Another new song, At My Weakest Point, was inspired by Vainess, a woman Ricky met on a visit to Zambia with Scottish Catholic International Aid (SCIAF). She said her vision was to have her own water supply - like so many others, she makes an hour-long round trip every day to fill a container for her family at the communal village pump. “She really touched me,” Ricky says. “You think you know a lot of things, and then you encounter someone like her. There are millions of people like her. They are very articulate.”

Ricky, who turns 60 in December, has done hundreds if not thousands of gigs around the world. Does he ever lose that sense of wonder when an arena full of joyous fans is singing his words back at him?

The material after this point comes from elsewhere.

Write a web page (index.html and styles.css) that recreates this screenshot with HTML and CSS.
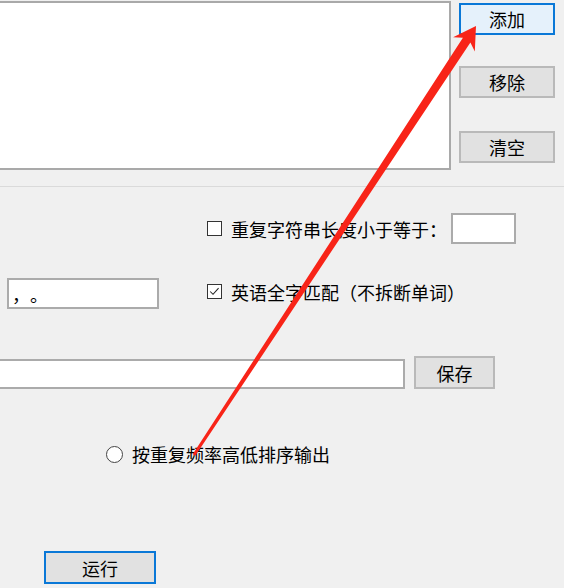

“You know what? I think the surprise has gone. But I think I got to a point in my life when I valued – not over-estimated or whatever, but just valued – how much love I was getting back from that. Talking about it I find quite moving. Because you don’t have a right to have any of that stuff. It has come because people have taken these songs on. They’ve taken our music and let it come into their lives. All of us in the band feel enormously honoured by that.”

Will there be a second volume of Short Stories? “I would love to do another one, because there are old songs I’d like to revisit and there are old songs I’ve never released I would still like to go back to,” he says. “ I’m still enjoying the writing process, but I’ll have to see if anyone likes this one first.”